High’s combination of deputy experience and time spent in both the private and public sectors gives him authority and perspective.
“Being in law enforcement, you either wore a badge or you didn’t, so [my background] helped me, when I came back, to establish those relationships and trust to enable these technologies that these people can count on,” High says. “Understanding their priorities, I think, was a big plus.”
Since coming back, High has worked with law enforcement to make Harris County one of the first in the nation to implement LTE broadband for public safety. His IT team is implementing a new jail management system, replacing the legacy justice information management system and replacing an outdated computer aided dispatch (CAD) system.
Data-driven, computer-aided dispatch
Several years ago, High’s team decided that every solution it wrote would include latitude and longitude data so it could generate map-based reports.
“I think that’s when the data became real to decision-makers, when they [could] actually look at a map and see and do those queries specific to an area, or specific to a geo fence, that is interesting to the citizens but also to the decision-makers on where to put their resources,” High says.
Law enforcement is a perfect example. When officers arrive at a scene, they want to know if it’s an abandoned house or if the residents are paying their taxes—things they may not have considered before. The new CAD system will be able to share that information, often from disparate databases, with the 130 agencies that use Harris County’s radio system.
“Crooks don’t know precinct lines; they don’t know county lines. They just conduct their business,” High says. “Now, we can share that information so you know as much as you can to make a decision necessary when you’re out in the field. It’s amazing. That initiative has really taken off.”
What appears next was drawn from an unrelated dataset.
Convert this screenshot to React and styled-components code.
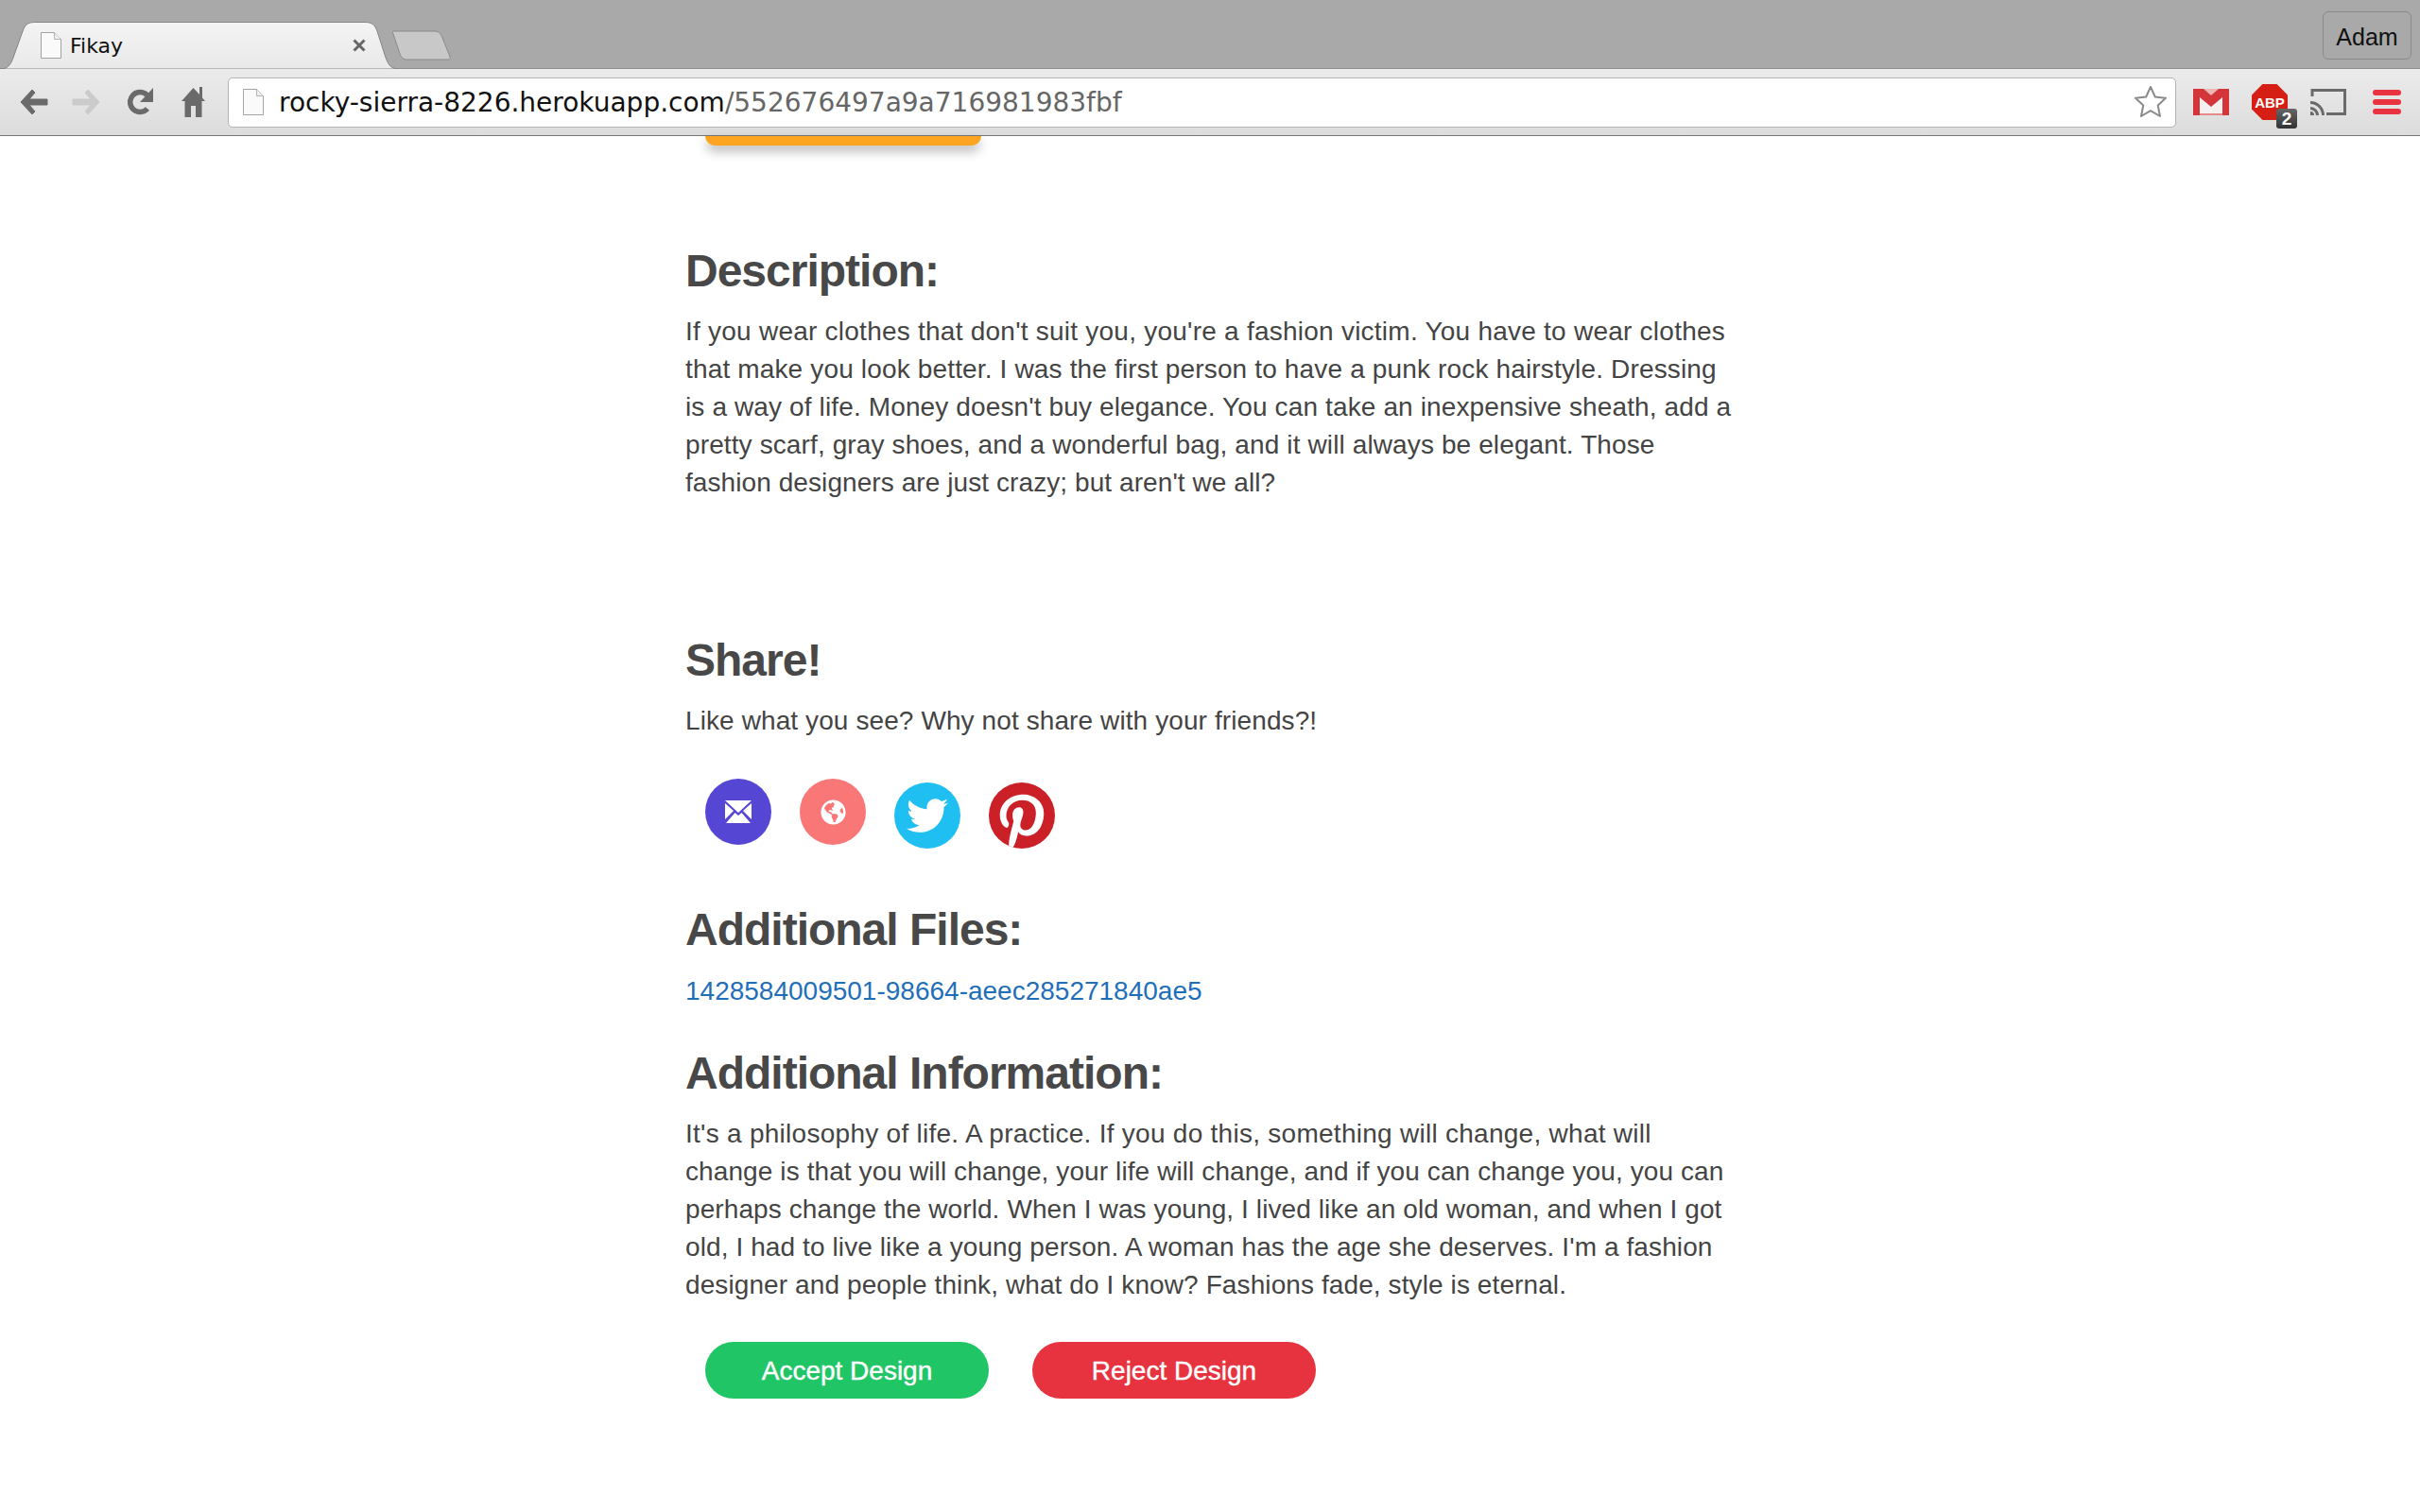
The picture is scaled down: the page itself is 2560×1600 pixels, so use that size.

“A lot of things start out as a proof of concept but quickly become a production need, and that’s exciting, I think, seeing the people recognize and realize what you’re implementing and what it’s capable of doing for them.”
Keeping the lights on
High’s team is also building the infrastructure to support body cameras for the police.
“The demand is how do we get the information that is current and accurate to the individuals to make life and death decisions,” High says. “One of the mechanisms is to give them the infrastructure that they can count on to do that, but in the background you’ve got to have those core systems in place that support the business.”
In addition to the public safety work, High’s team is working on major initiatives like building a new enterprise resources planning (ERP) system, which will support the county as a whole.
“If you remember the hoopla around the year 2000 and how the world was going to stop,” High says, “they crammed [an ERP] solution in, and now we’re going to replace that.”
When High came back to Harris county, after his stint in the private sector, the country was heading into the Recession. The county was still running on legacy systems like the ERP system, but it was ready to start operating as a business. It was looking to IT to enable that business.
“Harris County was looking to IT to find the efficiencies and ways we could improve the way that we do business,” High says.
To this day, High’s team looks for efficiencies. It has tech committees around various business functions and uses those to drive solutions. “What I tell the business is, to work with them, I need to understand your business in order to enable it, not to run it.”
No matter which business committee the IT team is working with, High says, “impact-wise it all comes together to be one big way we can conduct county business.”